The line containing "AiOutlineDesktop, AiOutlineControl, AiOutlineBulb" marks the end: extract everything from the first line of the data through that line, exactly, with no pictures.

— START SOURCE MATERIAL —

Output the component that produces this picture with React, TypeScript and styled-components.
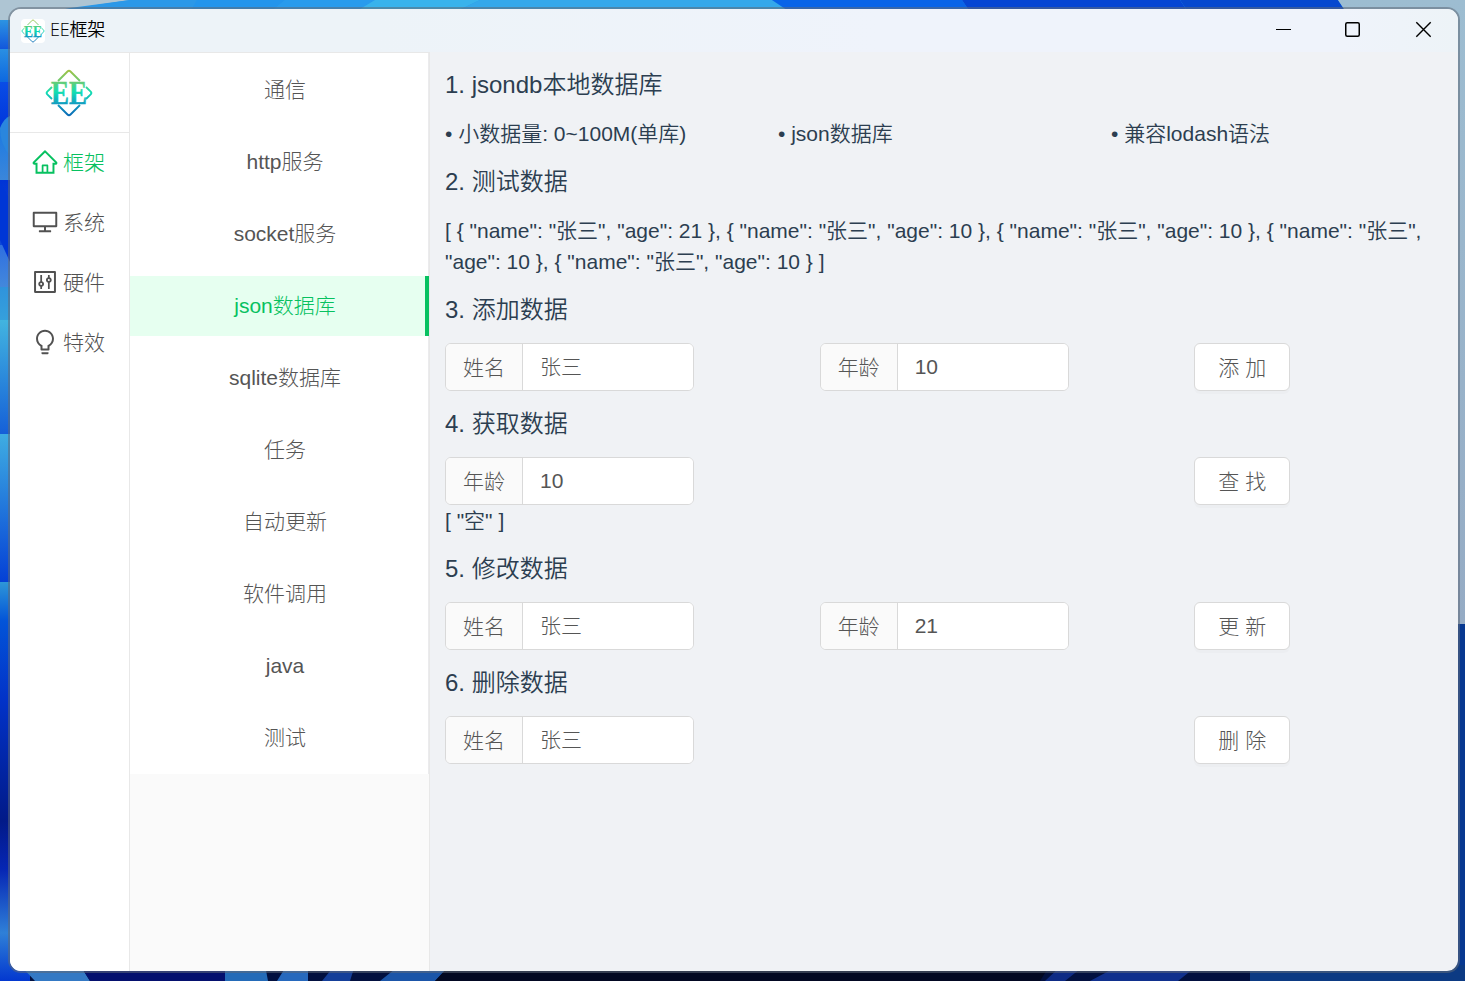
import React from 'react';
import styled, { createGlobalStyle } from 'styled-components';
import { AiOutlineHome, AiOutlineDesktop, AiOutlineControl, AiOutlineBulb } from 'react-icons/ai';

const GlobalStyle = createGlobalStyle`
  *, *::before, *::after { box-sizing: border-box; }
  body { margin: 0; overflow: hidden; }
  h2, p, ul { margin: 0; padding: 0; font-weight: inherit; }
  input, button { font: inherit; }
`;

const Desktop = styled.div`
  position: relative;
  width: 1465px;
  height: 981px;
  padding: 7px 5px 8px 8px;
  overflow: hidden;
  background: #02103f;
  font-family: 'Liberation Sans', 'Noto Sans CJK SC', sans-serif;
  font-size: 21px;
  font-weight: 300;
  line-height: 31.5px;
  color: #2c3e50;
`;

const WallpaperSvg = styled.svg`
  position: absolute;
  inset: 0;
`;

const AppWindow = styled.main`
  position: relative;
  display: flex;
  flex-direction: column;
  height: 966px;
  border: 2px solid rgba(95, 105, 120, 0.55);
  border-radius: 13px;
  background: #f0f2f5;
  background-clip: padding-box;
  overflow: hidden;
`;

const TitleBar = styled.header`
  display: flex;
  align-items: center;
  height: 43px;
  flex: none;
  padding-left: 11px;
  background: linear-gradient(90deg, #edf3f8 0%, #edf3f8 25%, #eff3fb 60%, #eff3fb 92%, #edf3f7 100%);
`;

const AppIcon = styled.span`
  display: flex;
  width: 24px;
  height: 24px;
  border-radius: 4px;
  background: #fff;
`;

const Title = styled.span`
  flex: 1;
  margin-left: 5px;
  padding-bottom: 1px;
  font-family: 'Open Sans', 'Noto Sans CJK SC', sans-serif;
  font-size: 18px;
  font-weight: 350;
  letter-spacing: -0.2px;
  color: #000;
`;

const WindowControls = styled.div`
  display: flex;
  width: 212px;
  height: 43px;
`;

const Body = styled.div`
  display: flex;
  flex: 1;
  min-height: 0;
`;

const Sidebar = styled.nav`
  width: 120px;
  flex: none;
  background: #fff;
  border-top: 1px solid #e8e8e8;
  border-right: 1px solid #e8e8e8;
`;

const LogoBox = styled.div`
  display: flex;
  justify-content: center;
  align-items: center;
  height: 80px;
  padding-right: 1px;
  border-bottom: 1px solid #e8e8e8;
`;

const SideItem = styled.a<{ $active?: boolean }>`
  display: flex;
  align-items: center;
  height: 60px;
  padding-left: 21px;
  gap: 4px;
  color: ${(p) => (p.$active ? '#07c160' : '#515151')};
  svg { width: 28px; height: 28px; flex: none; margin-bottom: 3px; }
`;

const SubMenu = styled.nav`
  width: 300px;
  flex: none;
  background: #fafafa;
  border-top: 1px solid #e8e8e8;
  border-right: 1px solid #e8e8e8;
`;

const MenuList = styled.div`
  padding: 7px 0 6px;
  background: #fff;
  border-right: 1px solid #ebebed;
`;

const MenuItem = styled.a<{ $active?: boolean }>`
  display: flex;
  justify-content: center;
  align-items: center;
  height: 60px;
  margin-bottom: 12px;
  padding-left: 12px;
  color: ${(p) => (p.$active ? '#07c160' : '#555')};
  background: ${(p) => (p.$active ? '#e6fff0' : 'transparent')};
  box-shadow: ${(p) => (p.$active ? 'inset -3px 0 #07c160, 1px 0 #07c160' : 'none')};
  &:last-child { margin-bottom: 0; }
`;

const Content = styled.section`
  flex: 1;
  padding: 15px 14px 0 15px;
`;

const Heading = styled.h2`
  height: 36px;
  margin-bottom: 15px;
  font-size: 24px;
  font-weight: 350;
  line-height: 36px;
`;

const Block = styled.div`
  margin-bottom: 15px;
`;

const Features = styled.ul`
  display: grid;
  grid-template-columns: repeat(3, 1fr);
  height: 31px;
  margin-bottom: 15px;
  font-weight: 350;
  list-style: none;
`;

const DataText = styled.p`
  width: 990px;
  font-weight: 350;
  line-height: 31px;
`;

const FormRow = styled.div`
  display: grid;
  grid-template-columns: 3fr 3fr 2fr;
`;

const Field = styled.label`
  display: flex;
  width: 249px;
  height: 48px;
  border: 1px solid #d9d9d9;
  border-radius: 6px;
  background: #fff;
  overflow: hidden;
`;

const FieldLabel = styled.span`
  width: 77px;
  flex: none;
  padding-left: 17px;
  line-height: 47px;
  color: #555;
  background: #fafafa;
  border-right: 1px solid #d9d9d9;
`;

const FieldInput = styled.input`
  min-width: 0;
  flex: 1;
  padding: 0 17px;
  border: 0;
  outline: 0;
  color: #555;
  background: #fff;
`;

const ActionButton = styled.button`
  grid-column: 3;
  width: 96px;
  height: 48px;
  padding: 1px 0 0;
  border: 1px solid #d9d9d9;
  border-radius: 6px;
  color: #555;
  background: #fff;
  box-shadow: 0 3px 0 rgba(0, 0, 0, 0.016);
`;

const leftBands = [
  { y: 18, h: 31, from: '#2e98e2', to: '#1257dd' },
  { y: 49, h: 33, from: '#2a8fe2', to: '#0d68e0' },
  { y: 82, h: 46, from: '#0a4de6', to: '#0036dc' },
  { y: 128, h: 52, from: '#1c7ae2', to: '#3a86da' },
  { y: 180, h: 65, from: '#0034d6', to: '#0d48d8' },
  { y: 245, h: 42, from: '#2f6fe0', to: '#4388dc' },
  { y: 287, h: 33, from: '#2f93dc', to: '#35a0dc' },
  { y: 320, h: 114, from: '#42b4e0', to: '#1560d8' },
  { y: 434, h: 148, from: '#3fade2', to: '#0440d6' },
];

function Wallpaper() {
  return (
    <WallpaperSvg width="1465" height="981" viewBox="0 0 1465 981">
      <defs>
        {leftBands.map((b, i) => (
          <linearGradient key={b.y} id={`band${i}`} x1="0" y1="0" x2="0" y2="1">
            <stop offset="0" stopColor={b.from} />
            <stop offset="1" stopColor={b.to} />
          </linearGradient>
        ))}
        <linearGradient id="left" x1="0" y1="0" x2="0" y2="1">
          <stop offset="0" stopColor="#2f98d8" />
          <stop offset=".1" stopColor="#0354d8" />
          <stop offset=".3" stopColor="#0232c8" />
          <stop offset=".6" stopColor="#021a88" />
          <stop offset=".72" stopColor="#0626b4" />
          <stop offset=".88" stopColor="#2f80d8" />
          <stop offset="1" stopColor="#0338cf" />
        </linearGradient>
        <linearGradient id="sky" x1="0" y1="0" x2="0" y2="1">
          <stop offset="0" stopColor="#9dbdd1" />
          <stop offset="1" stopColor="#95abc4" />
        </linearGradient>
      </defs>
      <path d="M0 581H30V981H0Z" fill="url(#left)" />
      {leftBands.map((b, i) => (
        <path key={b.y} d={`M0 ${b.y}H30V${b.y + b.h}H0Z`} fill={`url(#band${i})`} />
      ))}
      <path d="M0 128Q4 118 10 116V156Q0 144 0 128Z" fill="#2a86de" />
      <path d="M0 182V240L10 262V200Z" fill="#0036d6" />
      <path d="M50 0H1350V12H50Z" fill="#2b98e8" />
      <path d="M0 0H130L70 8L10 20H0Z" fill="#aec5d3" />
      <path d="M130 0H197L190 12H50Z" fill="#2b98e8" />
      <path d="M197 0H285L270 12H190Z" fill="#2395ec" />
      <path d="M285 0H375L355 12H270Z" fill="#289bed" />
      <path d="M375 0H480L455 12H355Z" fill="#39b3ec" />
      <path d="M480 0H772L790 12H455Z" fill="#34a8eb" />
      <path d="M772 0H962L970 12H790Z" fill="#0864e8" />
      <path d="M962 0H1180L1188 12H970Z" fill="#0545d3" />
      <path d="M1180 0H1338L1346 12H1188Z" fill="#0648cf" />
      <path d="M1338 0H1465V624H1450V12H1346Z" fill="url(#sky)" />
      <path d="M1450 624H1465V981H1450Z" fill="#073890" />
      <path d="M20 965H80L90 981H35Z" fill="#3479c4" />
      <path d="M80 965H225V981H90Z" fill="#04106e" />
      <path d="M225 965H265L268 981H225Z" fill="#246bb8" />
      <path d="M287 965H308V981H277Z" fill="#2769bd" />
      <path d="M335 965H355L350 981H322Z" fill="#153f99" />
      <path d="M400 965H450L435 981H380Z" fill="#1b55a8" />
      <path d="M450 965H1050L1040 981H435Z" fill="#020822" />
      <path d="M1062 965H1085L1065 981H1045Z" fill="#0e2b85" />
      <path d="M1120 965H1198L1178 981H1090Z" fill="#10308d" />
      <path d="M1250 965H1465V981H1250Z" fill="#0c3a83" />
    </WallpaperSvg>
  );
}

function Logo({ size, id }: { size: number; id: string }) {
  return (
    <svg width={size} height={size} viewBox="0 0 48 48" overflow="visible">
      <defs>
        <linearGradient id={id} x1="0" y1="0" x2="0" y2="48" gradientUnits="userSpaceOnUse">
          <stop offset="0" stopColor="#a4c13e" />
          <stop offset=".25" stopColor="#6fca70" />
          <stop offset=".48" stopColor="#12dfb2" />
          <stop offset=".72" stopColor="#139fc0" />
          <stop offset="1" stopColor="#0863b5" />
        </linearGradient>
      </defs>
      <g fill="none" stroke={`url(#${id})`} strokeWidth="1.9" strokeLinejoin="round">
        <path d="M13 12L22.5 2.5Q24 1 25.5 2.5L35 12" />
        <path d="M13 36L22.5 45.5Q24 47 25.5 45.5L35 36" />
        <path d="M7 18L2.3 22.6Q1 24 2.3 25.4L7 30" />
        <path d="M41 18L45.7 22.6Q47 24 45.7 25.4L41 30" />
      </g>
      <text
        x="24" y="35" textAnchor="middle" textLength="36" lengthAdjust="spacingAndGlyphs"
        fontFamily="Liberation Serif, serif" fontWeight="700" fontSize="33"
        fill={`url(#${id})`} stroke={`url(#${id})`} strokeWidth=".5"
      >
        EE
      </text>
    </svg>
  );
}

const sideItems = [
  { label: '框架', icon: <AiOutlineHome />, active: true },
  { label: '系统', icon: <AiOutlineDesktop /> },
  { label: '硬件', icon: <AiOutlineControl /> },
  { label: '特效', icon: <AiOutlineBulb /> },
];

const menuItems = [
  '通信', 'http服务', 'socket服务', 'json数据库', 'sqlite数据库',
  '任务', '自动更新', '软件调用', 'java', '测试',
];

function InputField({ label, value }: { label: string; value: string }) {
  return (
    <Field>
      <FieldLabel>{label}</FieldLabel>
      <FieldInput defaultValue={value} />
    </Field>
  );
}

export default function App() {
  return (
    <Desktop>
      <GlobalStyle />
      <Wallpaper />
      <AppWindow>
        <TitleBar>
          <AppIcon><Logo size={24} id="logoSmall" /></AppIcon>
          <Title>EE框架</Title>
          <WindowControls>
            <svg width="212" height="43" viewBox="0 0 212 43" fill="none" stroke="#000">
              <path d="M30 20.5H45" />
              <rect x="99.75" y="13.75" width="13.5" height="13.5" rx="1.5" strokeWidth="1.5" />
              <path d="M170.3 13.3L184.7 27.7M184.7 13.3L170.3 27.7" strokeWidth="1.4" />
            </svg>
          </WindowControls>
        </TitleBar>
        <Body>
          <Sidebar>
            <LogoBox><Logo size={48} id="logoLarge" /></LogoBox>
            {sideItems.map((item) => (
              <SideItem key={item.label} $active={item.active}>
                {item.icon}
                {item.label}
              </SideItem>
            ))}
          </Sidebar>
          <SubMenu>
            <MenuList>
              {menuItems.map((label) => (
                <MenuItem key={label} $active={label === 'json数据库'}>{label}</MenuItem>
              ))}
            </MenuList>
          </SubMenu>
          <Content>
            <Heading>1. jsondb本地数据库</Heading>
            <Features>
              <li>• 小数据量: 0~100M(单库)</li>
              <li>• json数据库</li>
              <li>• 兼容lodash语法</li>
            </Features>
            <Heading>2. 测试数据</Heading>
            <Block>
              <DataText>
                {'[ { "name": "张三", "age": 21 }, { "name": "张三", "age": 10 }, { "name": "张三", "age": 10 }, { "name": "张三", "age": 10 }, { "name": "张三", "age": 10 } ]'}
              </DataText>
            </Block>
            <Heading>3. 添加数据</Heading>
            <Block>
              <FormRow>
                <InputField label="姓名" value="张三" />
                <InputField label="年龄" value="10" />
                <ActionButton>添 加</ActionButton>
              </FormRow>
            </Block>
            <Heading>4. 获取数据</Heading>
            <Block>
              <FormRow>
                <InputField label="年龄" value="10" />
                <ActionButton>查 找</ActionButton>
              </FormRow>
              <DataText>{'[ "空" ]'}</DataText>
            </Block>
            <Heading>5. 修改数据</Heading>
            <Block>
              <FormRow>
                <InputField label="姓名" value="张三" />
                <InputField label="年龄" value="21" />
                <ActionButton>更 新</ActionButton>
              </FormRow>
            </Block>
            <Heading>6. 删除数据</Heading>
            <Block>
              <FormRow>
                <InputField label="姓名" value="张三" />
                <ActionButton>删 除</ActionButton>
              </FormRow>
            </Block>
          </Content>
        </Body>
      </AppWindow>
    </Desktop>
  );
}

— END SOURCE MATERIAL —

ANSWER:
Output the component that produces this picture with React, TypeScript and styled-components.
import React from 'react';
import styled, { createGlobalStyle } from 'styled-components';
import { AiOutlineHome, AiOutlineDesktop, AiOutlineControl, AiOutlineBulb } from 'react-icons/ai';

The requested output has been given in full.